Dometic is very efficient and quiet. Made in China and I do not like the center latching door. Door should latch on one edge not the center. After I changed opening side from left to right door does not close completely. I was at the end of the adjustment slots so could not correct it.
The Vitrifrigo is slightly larger and has the compressor indent at the bottom instead of the top. That gives a lot larger freezer compartment at top back and reduces the depth at the bottom back. Space loss at bottom back is better because that is storage hard to access anyway.
Some think a chest refrigerator is better than a front opening refrigerator because they think cold air pours out of the door when you open it. I do not think it makes much difference since you open it so seldom. If it was really bad I would put a pan under door and pour cold air back in the top. A front opening refrigerator reduces the amount of digging to get the food you want.
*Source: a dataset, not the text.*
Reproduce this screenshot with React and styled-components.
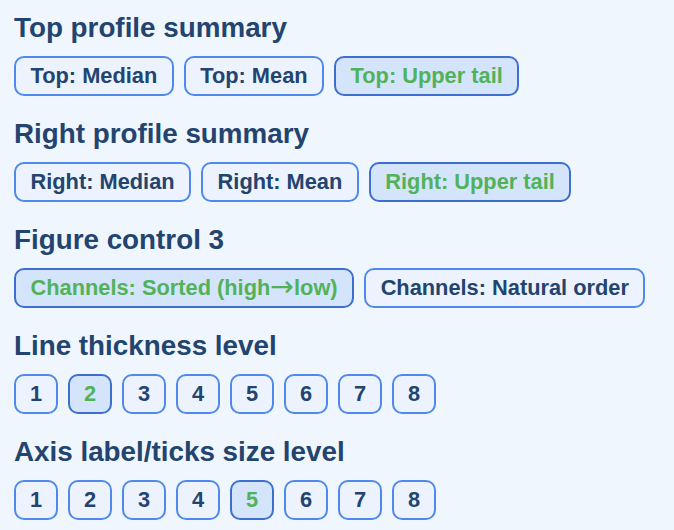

Whatever refrigerator you buy, install it with additional insulation around the refrigerator in the cabinet. I have 1 1/2" of rigid insulation around 4 sides and then wrapped the whole thing in Reflectix except for the coil. I also have a hole in the Sprinter floor under/in back of the refrigerator to allow air flow from under van to pass the coil on its way out of the MaxxAir roof vent. Mine runs very little.
Locate refrigerator up high enough that you can see in it. Bottom of my refrigerator is 28" above the floor. I will do the same in Transit.

Sorry I missed the "portable" in the title until after I had replied. Left reply for some of the other points listed.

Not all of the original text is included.